-- Start --

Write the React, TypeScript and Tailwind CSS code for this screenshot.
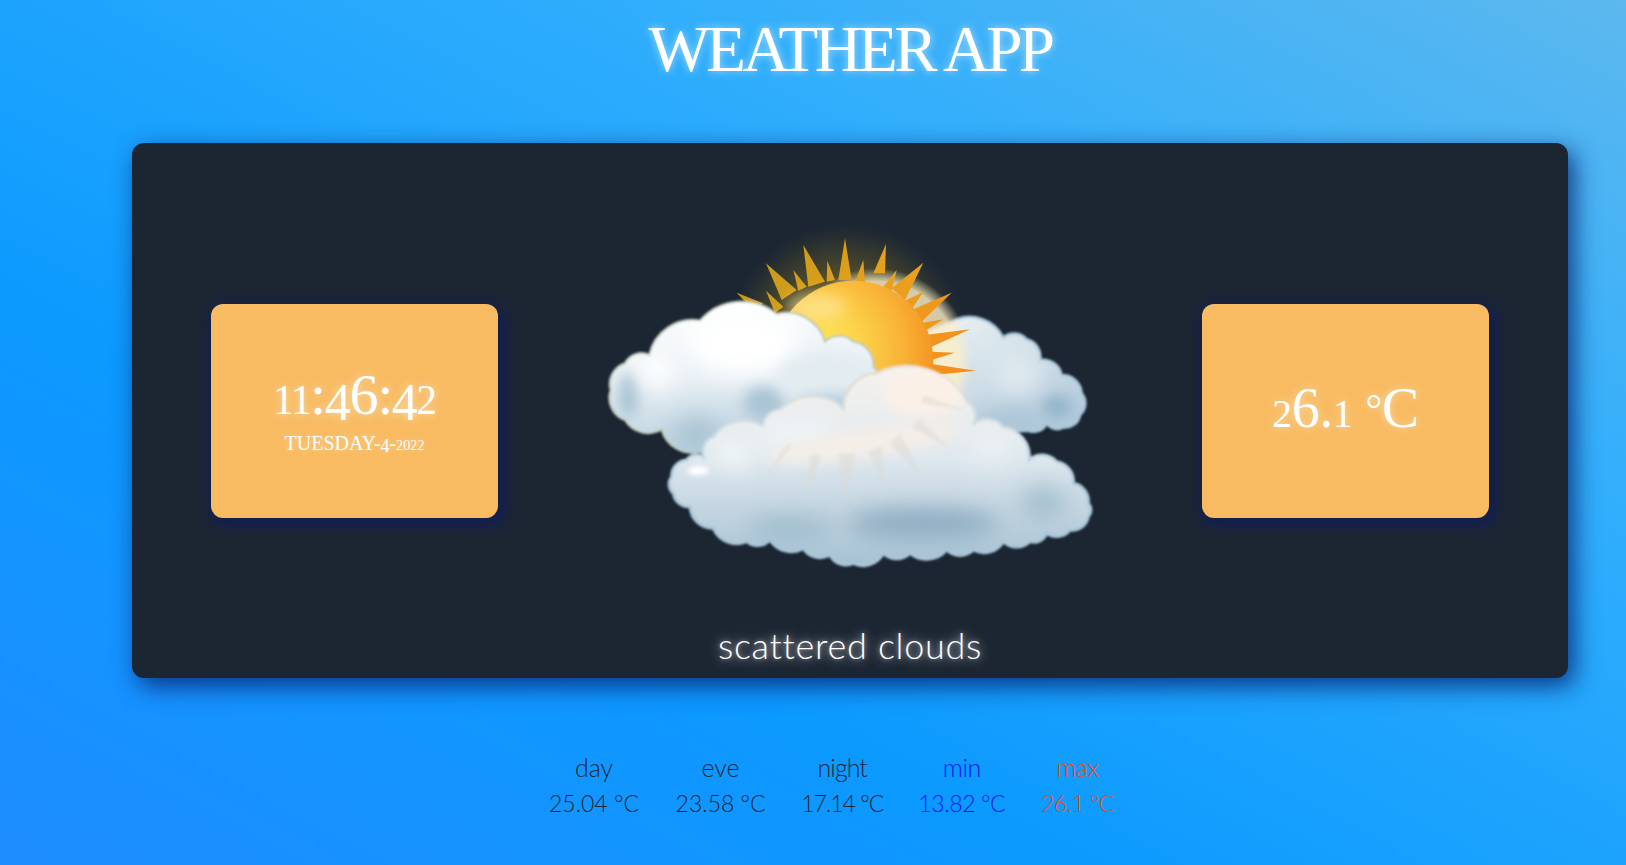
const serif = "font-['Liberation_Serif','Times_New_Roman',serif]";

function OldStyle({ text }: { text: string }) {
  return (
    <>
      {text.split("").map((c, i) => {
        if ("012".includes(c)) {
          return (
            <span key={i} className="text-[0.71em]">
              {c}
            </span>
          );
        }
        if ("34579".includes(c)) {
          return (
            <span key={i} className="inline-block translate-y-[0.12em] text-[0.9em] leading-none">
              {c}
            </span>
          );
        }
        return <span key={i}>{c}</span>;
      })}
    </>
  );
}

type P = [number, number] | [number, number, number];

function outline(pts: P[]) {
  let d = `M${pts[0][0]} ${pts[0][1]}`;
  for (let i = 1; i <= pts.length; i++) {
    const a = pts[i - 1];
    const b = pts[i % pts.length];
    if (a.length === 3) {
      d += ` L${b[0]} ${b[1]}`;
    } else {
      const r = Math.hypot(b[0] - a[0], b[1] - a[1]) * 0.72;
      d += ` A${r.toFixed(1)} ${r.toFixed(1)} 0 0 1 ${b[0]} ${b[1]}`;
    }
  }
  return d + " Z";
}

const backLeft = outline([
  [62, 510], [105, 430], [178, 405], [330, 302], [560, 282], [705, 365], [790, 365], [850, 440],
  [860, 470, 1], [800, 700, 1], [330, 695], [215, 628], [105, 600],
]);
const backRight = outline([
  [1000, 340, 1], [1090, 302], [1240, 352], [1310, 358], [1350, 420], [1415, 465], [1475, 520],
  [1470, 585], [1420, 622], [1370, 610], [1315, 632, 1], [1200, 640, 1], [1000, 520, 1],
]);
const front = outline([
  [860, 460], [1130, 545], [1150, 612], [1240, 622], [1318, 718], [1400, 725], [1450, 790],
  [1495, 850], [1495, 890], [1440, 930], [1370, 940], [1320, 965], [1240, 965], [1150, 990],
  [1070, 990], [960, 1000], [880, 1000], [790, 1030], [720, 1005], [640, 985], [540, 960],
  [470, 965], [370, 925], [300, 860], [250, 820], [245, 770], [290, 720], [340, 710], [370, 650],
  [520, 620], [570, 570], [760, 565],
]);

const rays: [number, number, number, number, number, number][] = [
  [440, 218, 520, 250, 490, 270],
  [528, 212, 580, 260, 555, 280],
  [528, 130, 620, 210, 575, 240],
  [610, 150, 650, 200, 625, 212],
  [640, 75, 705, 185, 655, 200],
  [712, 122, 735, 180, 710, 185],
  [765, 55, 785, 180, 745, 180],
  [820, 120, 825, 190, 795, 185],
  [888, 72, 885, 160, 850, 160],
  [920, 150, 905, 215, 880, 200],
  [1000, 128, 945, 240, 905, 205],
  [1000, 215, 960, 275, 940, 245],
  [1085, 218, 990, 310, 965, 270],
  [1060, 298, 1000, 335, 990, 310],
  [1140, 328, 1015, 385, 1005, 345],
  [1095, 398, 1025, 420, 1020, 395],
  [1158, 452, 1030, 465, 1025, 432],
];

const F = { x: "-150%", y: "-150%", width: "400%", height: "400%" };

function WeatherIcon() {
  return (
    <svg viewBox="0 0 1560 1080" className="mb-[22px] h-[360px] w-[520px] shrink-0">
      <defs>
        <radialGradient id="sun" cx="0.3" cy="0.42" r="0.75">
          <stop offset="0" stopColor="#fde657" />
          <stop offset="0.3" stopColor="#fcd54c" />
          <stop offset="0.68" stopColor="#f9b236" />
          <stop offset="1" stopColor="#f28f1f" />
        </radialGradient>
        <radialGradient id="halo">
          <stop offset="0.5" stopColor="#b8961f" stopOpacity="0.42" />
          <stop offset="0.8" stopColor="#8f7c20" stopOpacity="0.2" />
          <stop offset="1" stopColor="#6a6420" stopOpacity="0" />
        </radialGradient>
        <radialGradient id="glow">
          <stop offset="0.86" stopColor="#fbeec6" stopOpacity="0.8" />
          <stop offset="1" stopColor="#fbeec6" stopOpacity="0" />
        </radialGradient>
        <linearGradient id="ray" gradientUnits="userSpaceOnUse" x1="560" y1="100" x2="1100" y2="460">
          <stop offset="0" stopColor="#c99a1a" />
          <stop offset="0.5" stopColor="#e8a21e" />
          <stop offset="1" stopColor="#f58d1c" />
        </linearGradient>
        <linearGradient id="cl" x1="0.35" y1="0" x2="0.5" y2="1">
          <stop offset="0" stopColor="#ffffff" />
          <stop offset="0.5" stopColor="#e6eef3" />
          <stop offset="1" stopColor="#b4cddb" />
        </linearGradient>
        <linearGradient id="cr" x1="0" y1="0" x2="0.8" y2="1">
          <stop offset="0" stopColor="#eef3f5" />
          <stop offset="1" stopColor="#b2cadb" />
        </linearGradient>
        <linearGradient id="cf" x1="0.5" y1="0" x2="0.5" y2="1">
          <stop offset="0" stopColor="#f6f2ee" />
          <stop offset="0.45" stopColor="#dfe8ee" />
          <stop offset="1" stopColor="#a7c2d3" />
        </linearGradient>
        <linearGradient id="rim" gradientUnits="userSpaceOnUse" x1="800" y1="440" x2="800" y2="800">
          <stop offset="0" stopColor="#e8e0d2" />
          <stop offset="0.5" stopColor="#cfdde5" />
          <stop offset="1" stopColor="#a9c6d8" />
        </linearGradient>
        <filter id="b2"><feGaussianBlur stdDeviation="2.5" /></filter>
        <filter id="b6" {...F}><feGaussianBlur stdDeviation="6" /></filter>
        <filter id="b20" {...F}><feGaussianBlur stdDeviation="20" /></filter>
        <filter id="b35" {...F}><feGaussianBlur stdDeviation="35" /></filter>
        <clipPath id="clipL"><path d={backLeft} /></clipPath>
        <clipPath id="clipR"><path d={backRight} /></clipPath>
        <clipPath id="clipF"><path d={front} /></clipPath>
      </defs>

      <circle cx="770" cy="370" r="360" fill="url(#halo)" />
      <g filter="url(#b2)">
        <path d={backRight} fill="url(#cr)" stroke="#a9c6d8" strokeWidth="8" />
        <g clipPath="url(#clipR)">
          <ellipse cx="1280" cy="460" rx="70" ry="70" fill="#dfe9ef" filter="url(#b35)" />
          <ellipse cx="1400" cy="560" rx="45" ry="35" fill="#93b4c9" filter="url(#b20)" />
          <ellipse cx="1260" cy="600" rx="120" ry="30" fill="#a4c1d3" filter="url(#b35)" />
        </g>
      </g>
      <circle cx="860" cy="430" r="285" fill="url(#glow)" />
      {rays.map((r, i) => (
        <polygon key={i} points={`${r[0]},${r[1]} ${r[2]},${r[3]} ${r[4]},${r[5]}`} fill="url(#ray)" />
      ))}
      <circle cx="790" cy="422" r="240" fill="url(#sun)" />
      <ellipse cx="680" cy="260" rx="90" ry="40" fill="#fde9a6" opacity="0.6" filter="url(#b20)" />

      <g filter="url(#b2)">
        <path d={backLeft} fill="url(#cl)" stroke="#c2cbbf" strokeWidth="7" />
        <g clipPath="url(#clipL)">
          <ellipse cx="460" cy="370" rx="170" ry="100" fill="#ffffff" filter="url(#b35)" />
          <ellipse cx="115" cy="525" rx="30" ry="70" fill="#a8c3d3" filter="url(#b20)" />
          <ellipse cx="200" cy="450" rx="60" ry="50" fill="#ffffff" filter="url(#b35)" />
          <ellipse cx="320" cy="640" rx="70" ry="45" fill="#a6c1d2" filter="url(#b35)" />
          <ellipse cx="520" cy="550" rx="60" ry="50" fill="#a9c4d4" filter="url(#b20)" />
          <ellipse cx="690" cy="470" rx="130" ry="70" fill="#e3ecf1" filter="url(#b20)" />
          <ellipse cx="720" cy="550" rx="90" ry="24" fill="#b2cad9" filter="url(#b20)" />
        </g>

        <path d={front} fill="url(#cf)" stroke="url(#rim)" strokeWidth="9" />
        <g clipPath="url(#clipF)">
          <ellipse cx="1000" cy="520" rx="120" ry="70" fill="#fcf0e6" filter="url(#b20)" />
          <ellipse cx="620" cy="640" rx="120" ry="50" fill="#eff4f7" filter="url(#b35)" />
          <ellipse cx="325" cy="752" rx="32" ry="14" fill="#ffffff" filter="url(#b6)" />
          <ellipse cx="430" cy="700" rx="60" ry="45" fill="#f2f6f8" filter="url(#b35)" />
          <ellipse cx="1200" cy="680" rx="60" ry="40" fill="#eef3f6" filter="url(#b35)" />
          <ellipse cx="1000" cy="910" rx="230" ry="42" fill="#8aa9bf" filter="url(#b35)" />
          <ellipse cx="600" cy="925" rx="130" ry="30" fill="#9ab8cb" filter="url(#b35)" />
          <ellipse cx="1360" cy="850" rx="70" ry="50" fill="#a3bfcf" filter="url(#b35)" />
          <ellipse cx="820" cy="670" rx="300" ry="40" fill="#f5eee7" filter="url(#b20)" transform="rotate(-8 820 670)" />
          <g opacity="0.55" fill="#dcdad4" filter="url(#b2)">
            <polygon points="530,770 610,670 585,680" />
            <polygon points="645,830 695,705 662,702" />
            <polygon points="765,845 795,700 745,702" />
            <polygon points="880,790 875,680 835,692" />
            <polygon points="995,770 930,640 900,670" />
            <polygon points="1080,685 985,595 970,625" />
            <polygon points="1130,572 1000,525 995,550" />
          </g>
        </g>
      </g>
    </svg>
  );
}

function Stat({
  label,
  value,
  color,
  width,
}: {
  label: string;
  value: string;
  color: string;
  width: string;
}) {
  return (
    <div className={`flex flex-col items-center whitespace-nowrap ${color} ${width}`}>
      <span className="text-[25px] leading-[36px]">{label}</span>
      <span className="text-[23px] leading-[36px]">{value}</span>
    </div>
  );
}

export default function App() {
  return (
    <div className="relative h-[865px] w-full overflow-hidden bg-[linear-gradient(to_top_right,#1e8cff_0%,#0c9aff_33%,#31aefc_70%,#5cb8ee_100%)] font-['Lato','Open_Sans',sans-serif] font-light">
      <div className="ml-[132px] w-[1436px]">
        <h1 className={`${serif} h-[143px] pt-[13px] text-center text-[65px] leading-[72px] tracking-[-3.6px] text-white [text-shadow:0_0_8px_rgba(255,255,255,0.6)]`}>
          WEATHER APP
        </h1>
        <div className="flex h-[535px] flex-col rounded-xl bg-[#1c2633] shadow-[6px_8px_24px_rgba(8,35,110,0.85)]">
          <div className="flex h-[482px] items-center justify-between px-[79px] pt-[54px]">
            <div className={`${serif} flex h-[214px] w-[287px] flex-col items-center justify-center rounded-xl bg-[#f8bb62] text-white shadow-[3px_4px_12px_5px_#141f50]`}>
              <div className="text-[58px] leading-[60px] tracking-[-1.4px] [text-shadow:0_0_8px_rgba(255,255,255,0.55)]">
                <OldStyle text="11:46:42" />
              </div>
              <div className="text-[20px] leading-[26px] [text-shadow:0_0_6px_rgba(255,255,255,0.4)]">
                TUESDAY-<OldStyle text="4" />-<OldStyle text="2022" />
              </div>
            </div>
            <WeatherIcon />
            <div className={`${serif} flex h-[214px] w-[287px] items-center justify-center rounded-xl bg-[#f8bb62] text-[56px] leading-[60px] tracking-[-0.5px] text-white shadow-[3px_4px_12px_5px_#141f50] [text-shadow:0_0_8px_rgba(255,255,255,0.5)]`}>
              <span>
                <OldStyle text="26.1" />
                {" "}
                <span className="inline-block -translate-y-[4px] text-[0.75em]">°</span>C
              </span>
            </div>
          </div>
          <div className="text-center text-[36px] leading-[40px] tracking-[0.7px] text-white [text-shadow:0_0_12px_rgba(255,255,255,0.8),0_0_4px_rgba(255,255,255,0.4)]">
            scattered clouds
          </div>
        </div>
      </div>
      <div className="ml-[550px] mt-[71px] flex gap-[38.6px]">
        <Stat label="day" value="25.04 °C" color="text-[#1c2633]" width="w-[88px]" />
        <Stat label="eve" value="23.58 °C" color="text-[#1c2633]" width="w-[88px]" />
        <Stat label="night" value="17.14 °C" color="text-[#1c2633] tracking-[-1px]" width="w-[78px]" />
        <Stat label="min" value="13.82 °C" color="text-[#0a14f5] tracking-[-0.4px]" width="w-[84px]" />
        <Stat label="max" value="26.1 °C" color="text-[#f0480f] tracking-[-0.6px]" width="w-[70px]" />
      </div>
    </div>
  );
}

-- End --

**WHAT IS EXPECTED:**
Print the data above verbatim from the first line through the line holding "type P = [number, number]", leaving every picture out.

**SOLUTION TO THE EXERCISE:**
Write the React, TypeScript and Tailwind CSS code for this screenshot.
const serif = "font-['Liberation_Serif','Times_New_Roman',serif]";

function OldStyle({ text }: { text: string }) {
  return (
    <>
      {text.split("").map((c, i) => {
        if ("012".includes(c)) {
          return (
            <span key={i} className="text-[0.71em]">
              {c}
            </span>
          );
        }
        if ("34579".includes(c)) {
          return (
            <span key={i} className="inline-block translate-y-[0.12em] text-[0.9em] leading-none">
              {c}
            </span>
          );
        }
        return <span key={i}>{c}</span>;
      })}
    </>
  );
}

type P = [number, number] | [number, number, number];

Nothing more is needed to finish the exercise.